My question is about our exposure to energy and resources. Page 36 of our annual review shows our lending to coal mining and oil and gas extraction. Having read through the annual and supplementary reports of our major competitors, ANZ, CBA and Westpac, it's apparent that our disclosures are quite limited by comparison. Compared to us, CBA and Westpac both disclose their exposure to the energy value chain. For instance, these banks not only disclose exposure to coal mining, but also to coal ports and rail. All three of the other banks also disclose exposure to not only oil and gas extraction, but transportation, refining and retail, including LNG terminals, for example. My question is, when will NAB publish its exposure to the energy value chain as our major competitors have done?

Philip Chronican
Chair and Non-Executive Director, National Australia Bank

Thank you. Yes. Now I remember.

Johanna Kriz Gardner
Shareholder, National Australia Bank

Can you give me a date?

Philip Chronican
Chair and Non-Executive Director, National Australia Bank

Thank you. Yes, thank you. I do remember the question now. I think I've indicated in response to a couple of other questioners that we are doing the 8 sector emissions intensity exposure plans, or in fact our energy intensity plans, for those sectors, over the next 12 months. The date that we should have that type of information that you're requesting is for this time next year. We've just been working through with our global peers to make sure that we've got the methodology right to do that on a globally consistent basis. We absolutely intend to do so. Thank you for the question, Johanna. Virginia.

Virginia Porter
Senior NAB Team Member, National Australia Bank

Chair, we have no further questions.

Philip Chronican
Chair and Non-Executive Director, National Australia Bank

Thank you.

Virginia Porter
Senior NAB Team Member, National Australia Bank

On this item of business.

Philip Chronican
Chair and Non-Executive Director, National Australia Bank

Well, if there are no further questions, I'm now formally gonna put the motion 5A, that NAB's constitution be amended to insert into the constitution in Clause 8, General Meetings, the following new subclause 8.3A advisory resolutions. That the company in general meeting may, by ordinary resolution, express an opinion or request information about the way in which a power of the company, partially or exclusively vested in directors, has been or should be exercised. Such a resolution rather, must relate to a material risk identified by the directors of the company and cannot advocate action that would violate any law or relate to any personal claim or grievance. Such resolution is advisory only and does not bind the directors of the company. Direct and proxy votes received in advance of the meeting for this item are now displayed on the screen.

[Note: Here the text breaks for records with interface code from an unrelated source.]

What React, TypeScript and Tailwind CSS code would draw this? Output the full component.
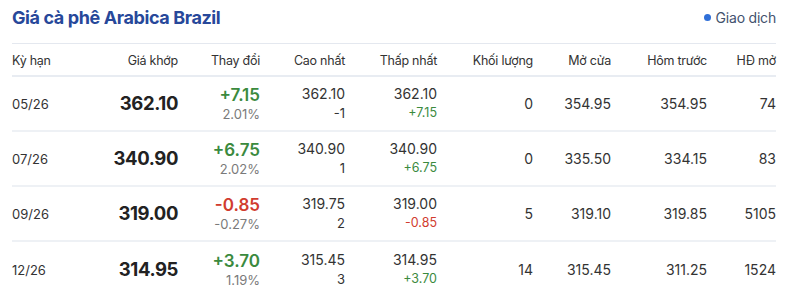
import React from 'react';

type Row = {
  term: string;
  price: string;
  change: string;
  pct: string;
  high: string;
  highSub: string;
  low: string;
  lowSub: string;
  volume: string;
  open: string;
  prev: string;
  oi: string;
};

const rows: Row[] = [
  { term: '05/26', price: '362.10', change: '+7.15', pct: '2.01%', high: '362.10', highSub: '-1', low: '362.10', lowSub: '+7.15', volume: '0', open: '354.95', prev: '354.95', oi: '74' },
  { term: '07/26', price: '340.90', change: '+6.75', pct: '2.02%', high: '340.90', highSub: '1', low: '340.90', lowSub: '+6.75', volume: '0', open: '335.50', prev: '334.15', oi: '83' },
  { term: '09/26', price: '319.00', change: '-0.85', pct: '-0.27%', high: '319.75', highSub: '2', low: '319.00', lowSub: '-0.85', volume: '5', open: '319.10', prev: '319.85', oi: '5105' },
  { term: '12/26', price: '314.95', change: '+3.70', pct: '1.19%', high: '315.45', highSub: '3', low: '314.95', lowSub: '+3.70', volume: '14', open: '315.45', prev: '311.25', oi: '1524' },
];

const cols = 'grid grid-cols-[88px_78px_82px_85px_92px_96px_78px_96px_69px]';

function tone(v: string) {
  return v.startsWith('-') ? 'text-[#d13c2f]' : 'text-[#3b8a3e]';
}

export default function App() {
  return (
    <div className="w-[800px] h-[297px] bg-white overflow-hidden font-['Inter',sans-serif] text-[#2b2b2b]">
      <div className="w-[764px] ml-3">
        <div className="flex items-center justify-between h-[33px] pt-[1px]">
          <h1 className="text-[18px] font-bold text-[#27489a] tracking-[-0.4px]">Giá cà phê Arabica Brazil</h1>
          <div className="flex items-center gap-[5px] text-[14px] text-[#43526e] tracking-[-0.2px]">
            <span className="w-[7px] h-[7px] rounded-full bg-[#2f6fd8]" />
            Giao dịch
          </div>
        </div>

        <div className="mt-[10px] border-t border-[#e4e8ef]">
          <div className={`${cols} h-[33px] items-center text-[12.5px] tracking-[-0.25px] text-[#333] border-b-2 border-[#e8ecf2]`}>
            <div className="pt-[3px]">Kỳ hạn</div>
            <div className="text-right pt-[3px]">Giá khớp</div>
            <div className="text-right pt-[3px]">Thay đổi</div>
            <div className="text-right pt-[3px]">Cao nhất</div>
            <div className="text-right pt-[3px]">Thấp nhất</div>
            <div className="text-right pt-[3px]">Khối lượng</div>
            <div className="text-right pt-[3px]">Mở cửa</div>
            <div className="text-right pt-[3px]">Hôm trước</div>
            <div className="text-right pt-[3px]">HĐ mở</div>
          </div>

          {rows.map((r, i) => (
            <div
              key={r.term}
              className={`${cols} h-[55px] items-center ${i < rows.length - 1 ? 'border-b-2 border-[#eef1f5]' : ''}`}
            >
              <div className="text-[13px] text-[#333] pt-[2px]">{r.term}</div>
              <div className="text-right text-[18.5px] font-bold text-[#222] tracking-[-0.4px]">{r.price}</div>
              <div className="text-right leading-none">
                <div className={`text-[17px] font-semibold ${tone(r.change)}`}>{r.change}</div>
                <div className="text-[13px] text-[#7a7a7a] mt-[4px]">{r.pct}</div>
              </div>
              <div className="text-right leading-none">
                <div className="text-[14px] text-[#333]">{r.high}</div>
                <div className="text-[13px] text-[#333] mt-[6px]">{r.highSub}</div>
              </div>
              <div className="text-right leading-none">
                <div className="text-[14px] text-[#333]">{r.low}</div>
                <div className={`text-[12.5px] mt-[6px] ${tone(r.lowSub)}`}>{r.lowSub}</div>
              </div>
              <div className="text-right text-[14px] text-[#333]">{r.volume}</div>
              <div className="text-right text-[14px] text-[#333]">{r.open}</div>
              <div className="text-right text-[14px] text-[#333]">{r.prev}</div>
              <div className="text-right text-[14px] text-[#333]">{r.oi}</div>
            </div>
          ))}
        </div>
      </div>
    </div>
  );
}
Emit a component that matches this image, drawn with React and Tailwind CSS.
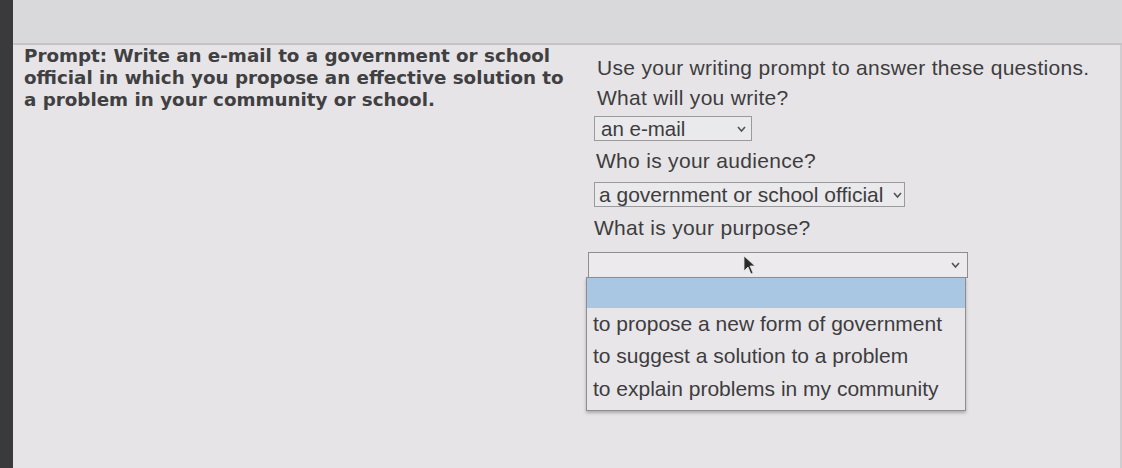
import React from "react";

function Chevron() {
  return (
    <svg width="11" height="8" viewBox="0 0 11 8" className="shrink-0">
      <path d="M2 2 L5.5 6 L9 2" fill="none" stroke="#555" strokeWidth="1.6" />
    </svg>
  );
}

export default function App() {
  return (
    <div
      className="flex h-[468px] w-[1122px] overflow-hidden bg-[#e6e4e6] text-[#3d3d3f]"
      style={{ fontFamily: '"Liberation Sans", Arial, sans-serif' }}
    >
      <div className="w-[13px] shrink-0 bg-[#3a3a3d]" />
      <div className="flex min-w-0 flex-1 flex-col">
        <div className="h-[45px] shrink-0 border-b-2 border-[#c4c3c6] bg-[#d9d8da]" />
        <div className="flex flex-1 border-r-2 border-[#cfcdd0]">
          <div
            className="w-[573px] shrink-0 pl-[11px] pt-[0px] text-[18.3px] font-bold leading-[22px] text-[#404042]"
            style={{ fontFamily: '"DejaVu Sans", Verdana, sans-serif' }}
          >
            <div className="whitespace-nowrap">Prompt: Write an e-mail to a government or school</div>
            <div className="whitespace-nowrap">official in which you propose an effective solution to</div>
            <div className="whitespace-nowrap">a problem in your community or school.</div>
          </div>
          <div className="flex flex-col pt-[11px] text-[21px] leading-[24px] tracking-[0.3px]">
            <div className="pl-[11px]">Use your writing prompt to answer these questions.</div>
            <div className="mt-[6px] pl-[11px]">What will you write?</div>
            <div className="ml-[8px] mt-[6px] flex h-[25px] w-[158px] items-center justify-between border border-[#9a999c] bg-[#eae9eb] pl-[6px] pr-[4px] text-[20.5px] tracking-normal">
              <span>an e-mail</span>
              <Chevron />
            </div>
            <div className="mt-[8px] pl-[10px]">Who is your audience?</div>
            <div className="ml-[8px] mt-[9px] flex h-[25px] w-[311px] items-center justify-between border border-[#9a999c] bg-[#eae9eb] pl-[4px] pr-[1px] text-[21px] tracking-normal">
              <span className="whitespace-nowrap">a government or school official</span>
              <Chevron />
            </div>
            <div className="mt-[9px] pl-[8px]">What is your purpose?</div>
            <div className="relative ml-[2px] mt-[12px] w-[380px]">
              <div className="flex h-[26px] items-center justify-end border border-[#8e8d91] bg-[#eceaec] pr-[6px]">
                <Chevron />
              </div>
              <div className="absolute left-[-2px] top-[25px] w-[380px] border border-[#8e8d91] bg-[#e8e6e9] pb-[4px] text-[21px] tracking-normal shadow-[0_2px_3px_rgba(0,0,0,0.25)]">
                <div className="h-[30px] bg-[#a9c7e2]" />
                <div className="flex h-[32px] items-center whitespace-nowrap pl-[6px]">to propose a new form of government</div>
                <div className="flex h-[32px] items-center whitespace-nowrap pl-[6px]">to suggest a solution to a problem</div>
                <div className="flex h-[34px] items-center whitespace-nowrap pl-[6px]">to explain problems in my community</div>
              </div>
              <svg width="14" height="20" viewBox="0 0 14 20" className="absolute left-[155px] top-[3px]">
                <path d="M1 1 L1 16 L5 12 L8 19 L10 18 L7 11 L12 11 Z" fill="#2a2a2a" stroke="#e6e4e6" strokeWidth="0.8" />
              </svg>
            </div>
          </div>
        </div>
      </div>
    </div>
  );
}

Please record your vote now if you've not already voted. Based on the results of direct voting in advance of the meeting and the proxy votes, we are able to determine that this resolution has failed. As Item 5A rather, was not successful, Item 5B will not be put to the meeting. As I said earlier, in the spirit of transparency, we will now share the direct and proxy votes received in advance of the meeting in relation to this conditional item. They are now displayed on the screen. That now covers all of the formal business before the annual general meeting. I'll now open the meeting to any general questions which have yet to be addressed. Virginia, do we have anything further?

Virginia Porter
Senior NAB Team Member, National Australia Bank

Chair, we have a question from Denmark Dream Proprietary Limited from Rita. "Chairman, could you confirm the banking code of practice continues to form part of NAB's relevant lending contracts, which provides consumers safeguards and protections that are not set out in the law?

Philip Chronican
Chair and Non-Executive Director, National Australia Bank

I believe that the Banking Code of Practice has specific coverage, and I'm trying to remember its business customers up to a couple of million.

Ross McEwan
Group CEO and Managing Director, National Australia Bank

It's for personal customers.

Philip Chronican
Chair and Non-Executive Director, National Australia Bank

Personal customers and small business enterprises

Ross McEwan
Group CEO and Managing Director, National Australia Bank

We do take-

Philip Chronican
Chair and Non-Executive Director, National Australia Bank

Yes.

Ross McEwan
Group CEO and Managing Director, National Australia Bank

We voluntarily take

Philip Chronican
Chair and Non-Executive Director, National Australia Bank

Yep

Ross McEwan
Group CEO and Managing Director, National Australia Bank

Small business customers.

Customers, and that was a voluntary compliance issue. I recall that. That does, therefore, by extension form part of our lending contracts, and the code then becomes the basis on which a customer can go to the code compliance committee, if there's any concern that the code has been breached. By extension, customers that are covered by the code can rely on the code, as an extension of our credit contracts. Yes, is the answer to that question.

Philip Chronican
Chair and Non-Executive Director, National Australia Bank

Virginia, another question?

Virginia Porter
Senior NAB Team Member, National Australia Bank

Chair, we have a question from Mr. Dennis Sylvan Guillo. "Why are there no subtitles or a sign language interpreter?

Philip Chronican
Chair and Non-Executive Director, National Australia Bank

Thank you. I do not know the answer to that question, and I'll look at that as an opportunity to improve the function of our annual general meeting for future meetings. A very good point, and let me take that on notice and deal with it. If there are no further questions, then on behalf of the board, the executives and staff of the company, I'd like to thank you for joining us today. I'd also like to thank our customers and shareholders for their continued support of National Australia Bank. I now formally declare this annual general meeting closed, and confirm that voting will remain open for a further 10 minutes to allow ample time for shareholders and proxy holders to submit any final votes.

Voting results will be released to the ASX and will also be available on the AGM page of our website. Thank you.